I really think this is another instance that illustrates that the judicial system in the US is singularly unconcerned with actual justice. Their concern is process.
And the prosecution has near unlimited funds to prosecute you (granted they cannot go nuts in every case but they do not need to…if they feel millions are necessary though to prosecute then millions they will get). If you personally have millions of your own to spend then you are in good shape (ala O.J. Simpson). Otherwise you are pretty much fucked. Your public defense attorney has nothing near what the government can bring to bear against you.
The vast majority of cases are plea bargains. Read up on that. It is a massive miscarriage of justice (which is not to say a plea bargain is always a bad thing…just an overused and abused thing IMO). Unfortunately we prosecute so many people it is literally impossible to give them all trials.
Christ almighty. I already DID that. I quoted one your own posts, and explained how I inferred my position from it. Then you just got dismissive and rude. If you disagree that’s fine, I could really care less. What do you want? the exact language of “presupposing guilt”? You won’t find it, nobody said it. I inferred it as a logical extension of suppressing a jury’s broader responsibilities. I’ve already said that a few times as well. I don’t have to prove or retract shit, I’ve explained it several times already. My confusion stems from the fact that you can’t seem to be able to understand a simple concept like: Position A can lead to consequences B. I thought at first you couldn’t be that dense and were either asking me to google for some legal precedent, or you were just being an ass. Now it seems that you equate a difference of opinion with some sort of factual error. I’m not dancing pal, I’m rock solid on my position. So unless you are just trying to make some sort of niggly little “gotcha” type point, let it be.
I really can’t believe some of the overwrought handwringing going on in this thread. The picture painted of the legal system here is so cartoonish and melodramatic, I really don’t know where to start.
Legislatures make laws. The executive accuses people of violating those laws. Judges decide what laws mean. Juries weigh evidence and determine who is telling the truth and what events occurred. That is the structure of our legal system. This is how the balance if power is structured and the public has a direct or indirect voice in each of these divided roles. No one entity is given the power to overrule the rest based on some petulant whim. That would be anti-democratic. And the anti-tyranny role given to the jury is not the role of august the legislature or executive or judge has enacted or enforced a law they disagree with. That’s the role of the voters during an election. The role of the jury is simply to determine the truth of the allegations set before them. Doing anything beyond that is interference with the democratic system.
This is a complete non-sequitur.

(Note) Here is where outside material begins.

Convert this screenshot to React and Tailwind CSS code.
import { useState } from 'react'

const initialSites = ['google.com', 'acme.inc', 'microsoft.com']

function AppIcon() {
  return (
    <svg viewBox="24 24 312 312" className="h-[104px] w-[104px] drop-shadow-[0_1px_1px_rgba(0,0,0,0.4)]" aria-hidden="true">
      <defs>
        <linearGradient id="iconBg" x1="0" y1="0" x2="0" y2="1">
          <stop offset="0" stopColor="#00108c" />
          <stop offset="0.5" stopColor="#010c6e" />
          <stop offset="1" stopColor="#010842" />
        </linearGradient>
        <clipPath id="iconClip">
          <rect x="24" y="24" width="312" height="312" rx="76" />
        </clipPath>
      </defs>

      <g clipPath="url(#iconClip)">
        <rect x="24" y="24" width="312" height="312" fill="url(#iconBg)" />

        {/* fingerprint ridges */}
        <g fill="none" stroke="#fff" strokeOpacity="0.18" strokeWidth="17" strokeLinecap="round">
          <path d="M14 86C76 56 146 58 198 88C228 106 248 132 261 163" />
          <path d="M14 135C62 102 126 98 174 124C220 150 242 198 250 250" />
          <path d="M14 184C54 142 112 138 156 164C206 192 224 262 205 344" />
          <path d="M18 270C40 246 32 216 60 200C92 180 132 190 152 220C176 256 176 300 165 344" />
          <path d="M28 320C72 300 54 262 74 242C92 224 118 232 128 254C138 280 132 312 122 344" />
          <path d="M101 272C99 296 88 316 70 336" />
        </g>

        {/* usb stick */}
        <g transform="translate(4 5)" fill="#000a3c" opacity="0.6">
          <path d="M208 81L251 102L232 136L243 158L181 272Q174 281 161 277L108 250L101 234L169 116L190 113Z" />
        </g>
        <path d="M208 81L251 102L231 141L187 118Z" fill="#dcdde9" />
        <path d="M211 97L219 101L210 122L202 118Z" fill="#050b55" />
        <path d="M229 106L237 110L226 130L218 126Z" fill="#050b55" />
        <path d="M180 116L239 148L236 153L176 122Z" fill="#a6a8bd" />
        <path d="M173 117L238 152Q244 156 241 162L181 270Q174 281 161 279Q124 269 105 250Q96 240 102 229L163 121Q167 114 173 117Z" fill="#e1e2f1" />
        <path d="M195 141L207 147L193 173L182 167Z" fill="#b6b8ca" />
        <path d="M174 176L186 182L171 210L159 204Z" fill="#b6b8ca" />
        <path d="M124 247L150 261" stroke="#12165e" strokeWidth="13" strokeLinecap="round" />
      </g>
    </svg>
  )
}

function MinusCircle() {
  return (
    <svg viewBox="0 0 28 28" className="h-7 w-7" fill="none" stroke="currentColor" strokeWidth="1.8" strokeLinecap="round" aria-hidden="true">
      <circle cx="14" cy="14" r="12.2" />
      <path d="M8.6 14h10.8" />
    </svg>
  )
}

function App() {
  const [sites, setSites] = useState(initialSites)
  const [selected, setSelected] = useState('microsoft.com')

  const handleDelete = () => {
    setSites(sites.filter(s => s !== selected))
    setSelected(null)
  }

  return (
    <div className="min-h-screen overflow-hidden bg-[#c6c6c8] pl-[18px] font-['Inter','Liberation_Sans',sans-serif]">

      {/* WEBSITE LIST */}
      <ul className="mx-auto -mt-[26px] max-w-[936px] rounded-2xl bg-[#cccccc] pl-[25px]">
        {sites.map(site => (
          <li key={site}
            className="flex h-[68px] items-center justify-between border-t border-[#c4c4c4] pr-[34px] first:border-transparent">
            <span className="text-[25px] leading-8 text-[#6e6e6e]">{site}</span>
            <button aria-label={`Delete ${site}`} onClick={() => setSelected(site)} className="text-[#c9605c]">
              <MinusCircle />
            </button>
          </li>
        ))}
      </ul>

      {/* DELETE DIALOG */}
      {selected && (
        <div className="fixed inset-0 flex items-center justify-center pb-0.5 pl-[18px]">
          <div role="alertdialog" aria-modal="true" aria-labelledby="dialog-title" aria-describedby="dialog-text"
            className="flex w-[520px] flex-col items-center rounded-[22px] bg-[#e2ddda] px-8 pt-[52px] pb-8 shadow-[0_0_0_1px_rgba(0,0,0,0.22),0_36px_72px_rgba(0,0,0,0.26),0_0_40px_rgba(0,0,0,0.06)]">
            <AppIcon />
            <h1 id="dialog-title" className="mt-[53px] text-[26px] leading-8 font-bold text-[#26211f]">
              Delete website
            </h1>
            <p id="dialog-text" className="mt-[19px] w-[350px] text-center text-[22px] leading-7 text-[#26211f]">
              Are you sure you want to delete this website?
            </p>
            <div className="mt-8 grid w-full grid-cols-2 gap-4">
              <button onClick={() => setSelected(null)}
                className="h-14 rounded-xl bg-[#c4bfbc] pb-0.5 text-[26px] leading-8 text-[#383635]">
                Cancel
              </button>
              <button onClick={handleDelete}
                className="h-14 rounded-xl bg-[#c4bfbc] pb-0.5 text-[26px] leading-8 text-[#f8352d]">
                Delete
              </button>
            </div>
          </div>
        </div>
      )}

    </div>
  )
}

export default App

People who accept plea bargains are waiving their right to a trial (or at least their right to a trial on their guilt). You make it sound as though people accept plea bargains because they can’t have a trial. They don’t. They accept plea bargains because they expect to be found guilty at trial (or in rare circumstances, because they don’t want to go through a trial, or whatever the case may be).

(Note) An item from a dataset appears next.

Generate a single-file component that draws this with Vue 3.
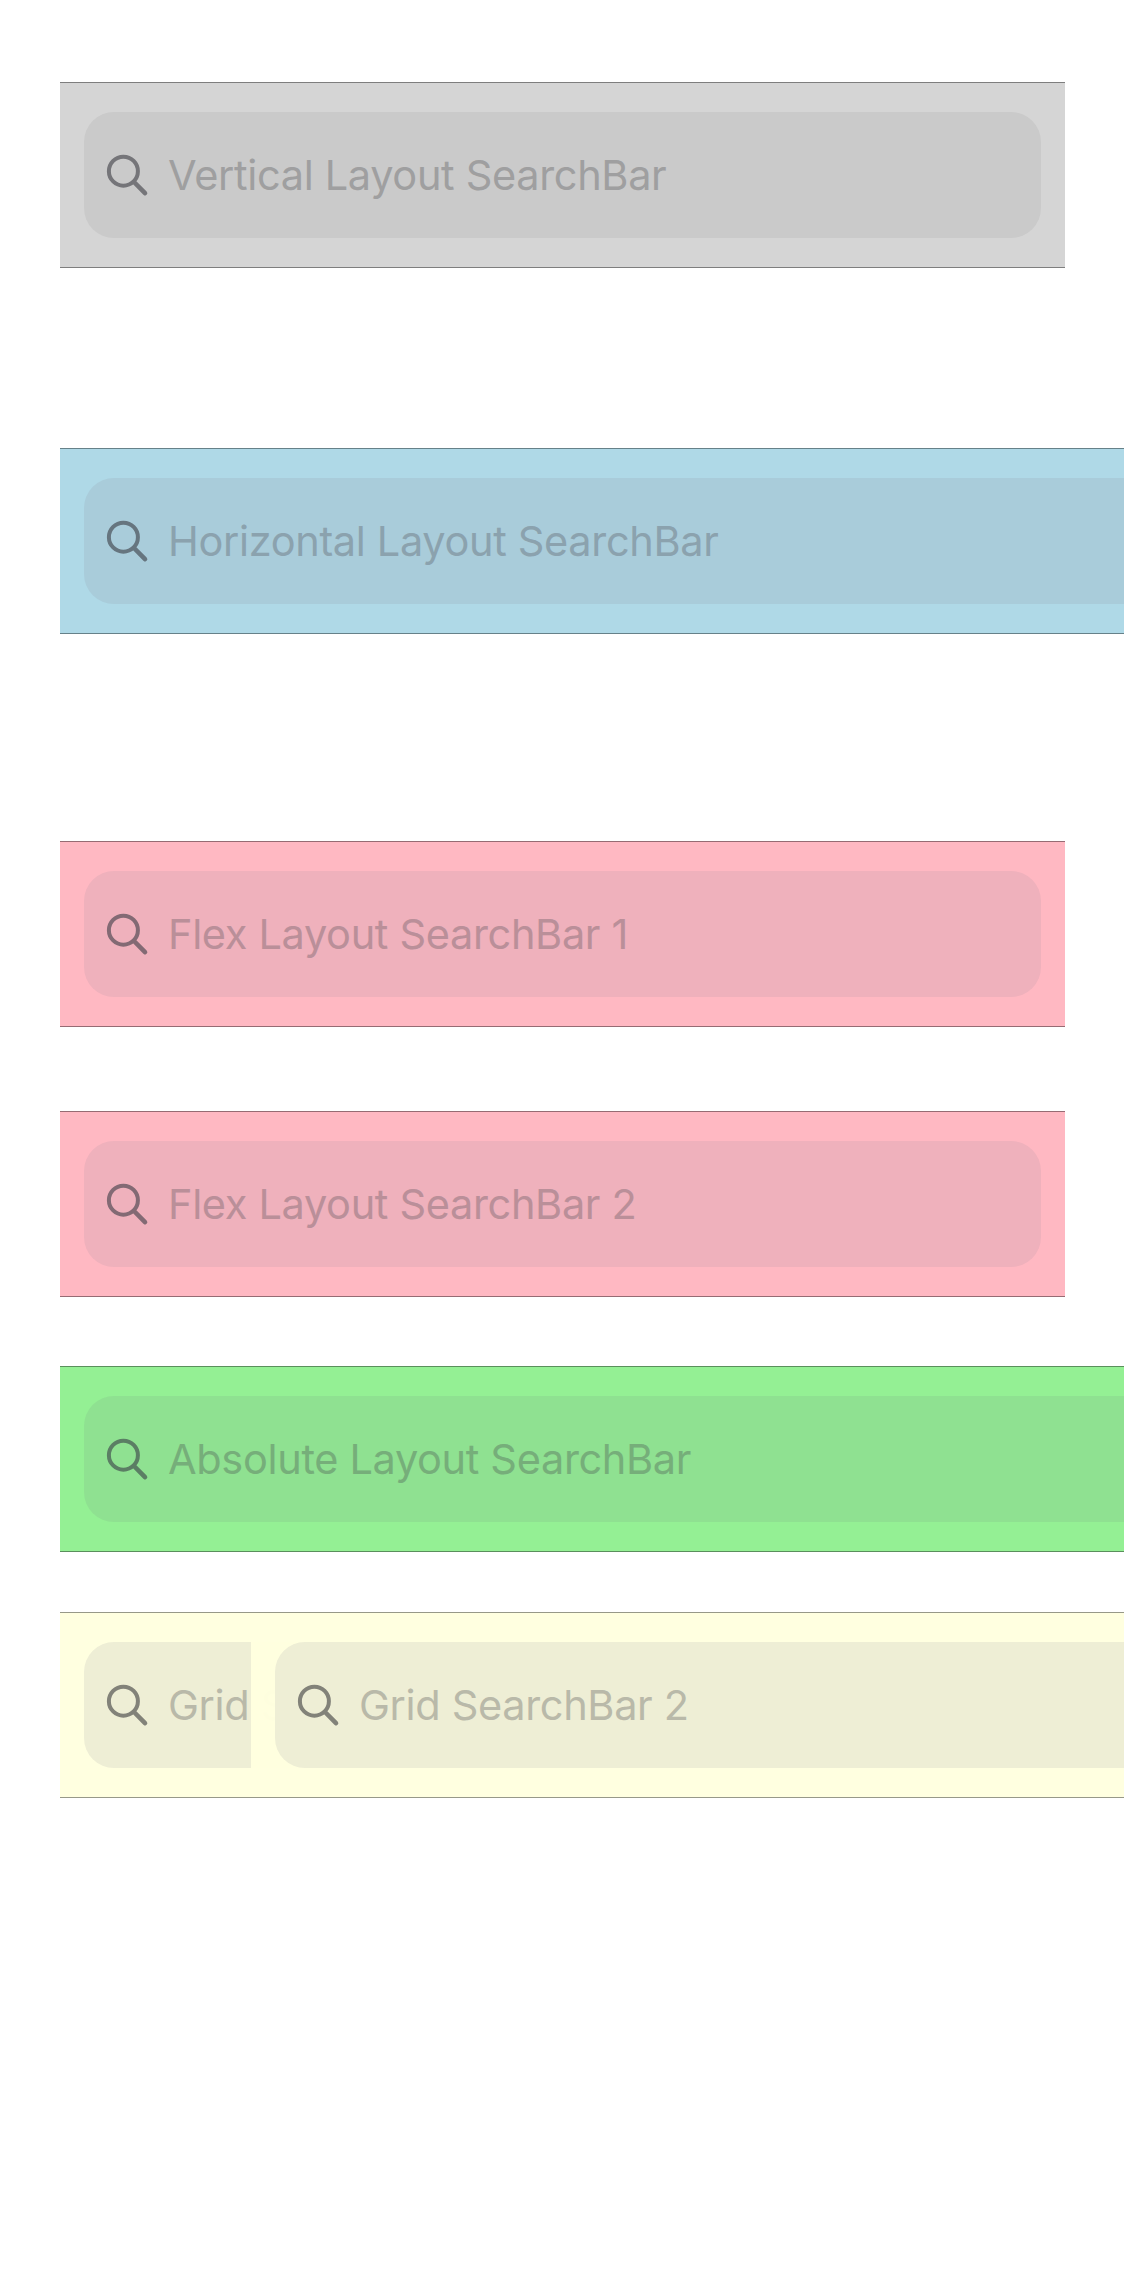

Your public defender is probably (slightly) better paid than any of the state attorneys who will prepare the prosecution’s case. Granted, the prosecution invariably has more funds available than the public defender, but for several reasons, prosecuting any given criminal case is much harder than defending it. The prosecution must prove its case beyond a reasonable doubt. The defense need only show that reasonable doubt exists (and might not even have to do that, if the prosecution fails to meet its burden).
Public defenders are on average some of the best criminal attorneys in the business. The people who are fucked are generally defendants in capital cases in stays that have appointed counsel instead of public defenders. There is concern for justice inthiae cases, but the number of such cases is relatively small compared to the totality of the criminal justice system.
On what basis donyou think that plea bargains constitute some kind of injustice? The vast majority of people who are charged with crimes and plead guilty – I am told by my public defender friends – are in fact guilty of the crimes they have been charged with.
O.J. Simpson really is an example of nothing significant about our justice system.